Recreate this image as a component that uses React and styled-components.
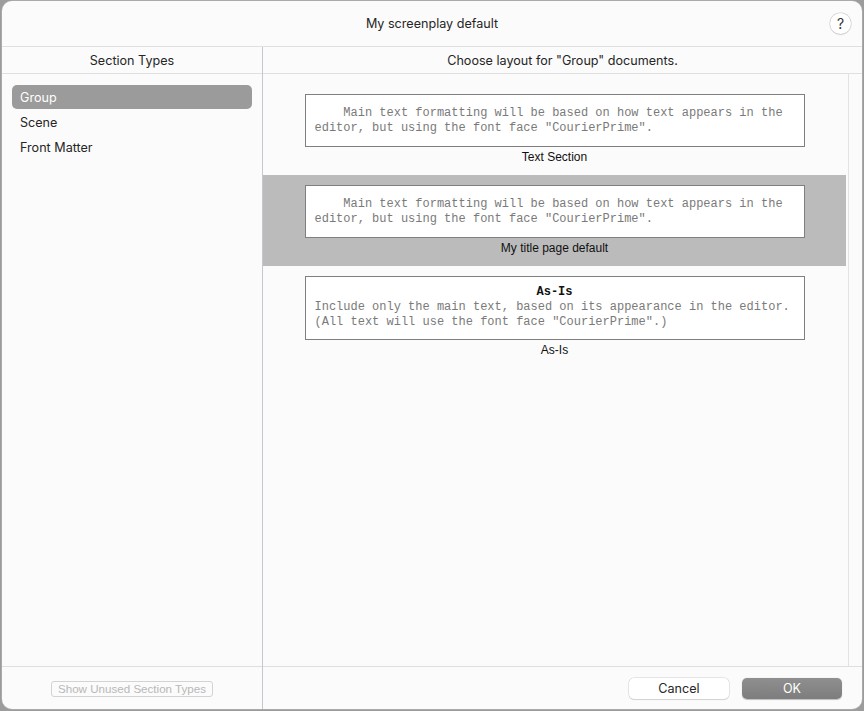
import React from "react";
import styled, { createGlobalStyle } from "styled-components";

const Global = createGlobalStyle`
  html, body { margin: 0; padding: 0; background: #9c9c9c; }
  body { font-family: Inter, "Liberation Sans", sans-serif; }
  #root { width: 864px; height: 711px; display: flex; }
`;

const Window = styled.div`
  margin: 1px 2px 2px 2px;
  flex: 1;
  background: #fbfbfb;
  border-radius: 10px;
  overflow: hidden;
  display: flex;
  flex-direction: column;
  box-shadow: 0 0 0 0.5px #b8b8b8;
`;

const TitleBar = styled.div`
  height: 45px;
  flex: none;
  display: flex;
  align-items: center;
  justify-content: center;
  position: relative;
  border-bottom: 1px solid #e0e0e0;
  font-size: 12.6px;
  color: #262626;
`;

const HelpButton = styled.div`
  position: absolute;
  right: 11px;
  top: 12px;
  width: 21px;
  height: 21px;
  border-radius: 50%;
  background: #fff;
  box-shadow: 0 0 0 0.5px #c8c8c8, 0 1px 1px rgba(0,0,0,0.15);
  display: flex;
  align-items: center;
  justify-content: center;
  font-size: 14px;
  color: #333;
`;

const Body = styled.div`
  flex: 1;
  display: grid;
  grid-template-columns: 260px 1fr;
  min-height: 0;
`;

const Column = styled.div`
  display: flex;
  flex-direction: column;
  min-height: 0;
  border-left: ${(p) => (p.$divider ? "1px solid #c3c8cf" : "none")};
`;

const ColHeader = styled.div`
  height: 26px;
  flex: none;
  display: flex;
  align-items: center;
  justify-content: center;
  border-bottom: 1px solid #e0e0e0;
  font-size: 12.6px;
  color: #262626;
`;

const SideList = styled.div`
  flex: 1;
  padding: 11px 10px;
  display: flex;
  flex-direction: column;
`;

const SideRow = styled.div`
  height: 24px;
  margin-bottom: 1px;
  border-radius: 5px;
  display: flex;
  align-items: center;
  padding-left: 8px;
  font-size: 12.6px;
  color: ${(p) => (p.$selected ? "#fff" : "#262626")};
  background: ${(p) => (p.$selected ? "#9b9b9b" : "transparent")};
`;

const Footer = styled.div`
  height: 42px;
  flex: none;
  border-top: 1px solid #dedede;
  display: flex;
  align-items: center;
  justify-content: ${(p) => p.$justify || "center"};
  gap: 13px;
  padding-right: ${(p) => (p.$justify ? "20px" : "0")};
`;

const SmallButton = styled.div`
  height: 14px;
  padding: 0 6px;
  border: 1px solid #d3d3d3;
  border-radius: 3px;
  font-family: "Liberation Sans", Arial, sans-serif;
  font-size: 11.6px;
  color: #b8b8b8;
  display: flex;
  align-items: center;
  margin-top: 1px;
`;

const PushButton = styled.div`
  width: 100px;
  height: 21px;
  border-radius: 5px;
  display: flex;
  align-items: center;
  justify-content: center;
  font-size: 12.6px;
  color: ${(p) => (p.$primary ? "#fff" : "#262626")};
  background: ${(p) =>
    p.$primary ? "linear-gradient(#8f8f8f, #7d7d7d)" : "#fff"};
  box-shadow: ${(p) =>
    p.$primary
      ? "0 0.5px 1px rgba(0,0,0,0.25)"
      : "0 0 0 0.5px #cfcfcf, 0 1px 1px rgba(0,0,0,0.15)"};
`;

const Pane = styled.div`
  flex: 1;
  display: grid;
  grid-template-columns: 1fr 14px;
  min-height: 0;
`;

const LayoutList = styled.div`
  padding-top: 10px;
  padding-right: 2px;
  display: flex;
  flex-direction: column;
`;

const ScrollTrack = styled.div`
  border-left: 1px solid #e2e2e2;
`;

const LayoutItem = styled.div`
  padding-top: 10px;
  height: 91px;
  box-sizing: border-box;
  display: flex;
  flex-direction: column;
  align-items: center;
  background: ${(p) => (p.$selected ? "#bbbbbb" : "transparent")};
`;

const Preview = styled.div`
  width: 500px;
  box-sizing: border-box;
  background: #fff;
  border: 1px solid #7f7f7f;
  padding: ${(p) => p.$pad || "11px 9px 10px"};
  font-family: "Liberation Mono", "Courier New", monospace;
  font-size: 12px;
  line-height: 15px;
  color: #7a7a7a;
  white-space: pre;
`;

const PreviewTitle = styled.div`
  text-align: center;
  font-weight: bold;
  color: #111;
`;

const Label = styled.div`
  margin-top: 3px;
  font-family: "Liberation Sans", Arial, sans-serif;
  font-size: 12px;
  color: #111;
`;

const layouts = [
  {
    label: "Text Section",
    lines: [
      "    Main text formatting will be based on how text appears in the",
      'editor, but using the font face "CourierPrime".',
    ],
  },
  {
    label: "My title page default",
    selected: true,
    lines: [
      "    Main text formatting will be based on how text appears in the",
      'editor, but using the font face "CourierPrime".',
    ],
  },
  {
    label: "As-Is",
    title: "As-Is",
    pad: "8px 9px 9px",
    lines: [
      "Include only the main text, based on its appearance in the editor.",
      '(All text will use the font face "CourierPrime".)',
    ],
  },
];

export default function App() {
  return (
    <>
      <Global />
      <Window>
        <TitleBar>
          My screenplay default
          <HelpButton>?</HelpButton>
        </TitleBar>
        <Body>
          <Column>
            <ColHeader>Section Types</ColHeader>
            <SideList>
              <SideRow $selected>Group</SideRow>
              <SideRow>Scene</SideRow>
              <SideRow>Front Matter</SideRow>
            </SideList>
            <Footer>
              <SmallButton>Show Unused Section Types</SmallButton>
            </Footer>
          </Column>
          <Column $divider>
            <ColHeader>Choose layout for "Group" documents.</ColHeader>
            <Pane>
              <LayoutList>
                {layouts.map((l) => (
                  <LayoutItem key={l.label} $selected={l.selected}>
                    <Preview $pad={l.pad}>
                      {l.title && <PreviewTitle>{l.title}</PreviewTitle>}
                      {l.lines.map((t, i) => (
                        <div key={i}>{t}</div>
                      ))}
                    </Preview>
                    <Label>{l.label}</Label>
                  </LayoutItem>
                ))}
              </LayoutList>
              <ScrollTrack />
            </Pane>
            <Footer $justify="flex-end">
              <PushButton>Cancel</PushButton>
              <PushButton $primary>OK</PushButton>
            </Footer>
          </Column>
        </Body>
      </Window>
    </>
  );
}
==
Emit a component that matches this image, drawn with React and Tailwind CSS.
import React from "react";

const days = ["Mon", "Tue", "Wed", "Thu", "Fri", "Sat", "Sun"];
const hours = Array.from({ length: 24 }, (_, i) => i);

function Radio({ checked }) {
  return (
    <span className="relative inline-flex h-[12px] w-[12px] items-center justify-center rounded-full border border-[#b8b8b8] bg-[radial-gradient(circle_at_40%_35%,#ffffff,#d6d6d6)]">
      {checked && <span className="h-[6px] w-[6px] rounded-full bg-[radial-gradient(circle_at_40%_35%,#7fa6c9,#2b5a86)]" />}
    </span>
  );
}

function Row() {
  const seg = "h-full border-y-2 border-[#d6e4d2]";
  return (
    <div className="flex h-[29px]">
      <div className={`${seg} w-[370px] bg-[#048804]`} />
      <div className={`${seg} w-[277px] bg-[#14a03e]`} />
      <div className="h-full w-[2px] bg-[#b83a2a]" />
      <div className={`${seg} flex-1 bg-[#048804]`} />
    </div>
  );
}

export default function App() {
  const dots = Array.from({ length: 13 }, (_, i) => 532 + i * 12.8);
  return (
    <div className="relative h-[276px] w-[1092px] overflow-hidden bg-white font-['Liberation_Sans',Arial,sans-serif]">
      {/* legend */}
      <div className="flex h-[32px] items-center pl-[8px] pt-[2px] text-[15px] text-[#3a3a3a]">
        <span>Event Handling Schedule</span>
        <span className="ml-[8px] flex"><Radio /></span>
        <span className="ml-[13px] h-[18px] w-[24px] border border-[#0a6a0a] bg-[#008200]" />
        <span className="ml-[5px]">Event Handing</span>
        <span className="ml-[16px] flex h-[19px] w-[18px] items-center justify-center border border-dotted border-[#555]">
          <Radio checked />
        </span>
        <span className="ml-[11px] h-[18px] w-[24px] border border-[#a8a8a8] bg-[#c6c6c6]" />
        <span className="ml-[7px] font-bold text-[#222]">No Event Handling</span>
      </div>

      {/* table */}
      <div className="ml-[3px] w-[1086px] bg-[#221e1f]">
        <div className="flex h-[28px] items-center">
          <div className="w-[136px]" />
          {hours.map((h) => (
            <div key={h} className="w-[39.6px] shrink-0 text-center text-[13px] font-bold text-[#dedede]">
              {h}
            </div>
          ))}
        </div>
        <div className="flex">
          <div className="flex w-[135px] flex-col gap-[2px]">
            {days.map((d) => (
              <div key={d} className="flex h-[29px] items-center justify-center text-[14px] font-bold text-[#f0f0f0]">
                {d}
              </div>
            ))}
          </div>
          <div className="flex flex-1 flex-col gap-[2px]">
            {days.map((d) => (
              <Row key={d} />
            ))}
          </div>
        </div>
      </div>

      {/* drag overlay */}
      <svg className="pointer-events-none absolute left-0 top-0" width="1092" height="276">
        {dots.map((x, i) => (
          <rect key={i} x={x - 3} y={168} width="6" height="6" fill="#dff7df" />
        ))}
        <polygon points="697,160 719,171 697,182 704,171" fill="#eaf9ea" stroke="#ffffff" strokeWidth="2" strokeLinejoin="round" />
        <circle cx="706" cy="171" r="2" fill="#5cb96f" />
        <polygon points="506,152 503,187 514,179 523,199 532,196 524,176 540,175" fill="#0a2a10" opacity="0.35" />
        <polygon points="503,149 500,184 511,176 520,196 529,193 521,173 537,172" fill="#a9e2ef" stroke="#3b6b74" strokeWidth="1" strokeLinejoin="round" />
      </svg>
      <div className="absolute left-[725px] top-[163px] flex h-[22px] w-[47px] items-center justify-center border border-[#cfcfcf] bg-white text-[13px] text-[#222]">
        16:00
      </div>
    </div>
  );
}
==
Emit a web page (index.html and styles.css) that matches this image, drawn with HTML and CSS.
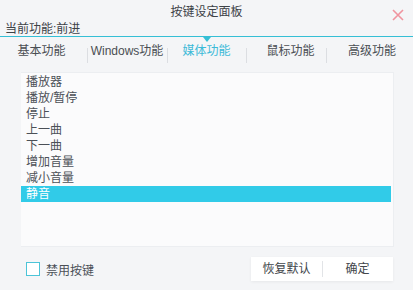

> [SHORT EXERCISE]: Give the number of lines above in which the word "React" occurs, with nothing else.

> [COMPLETE ANSWER]: 4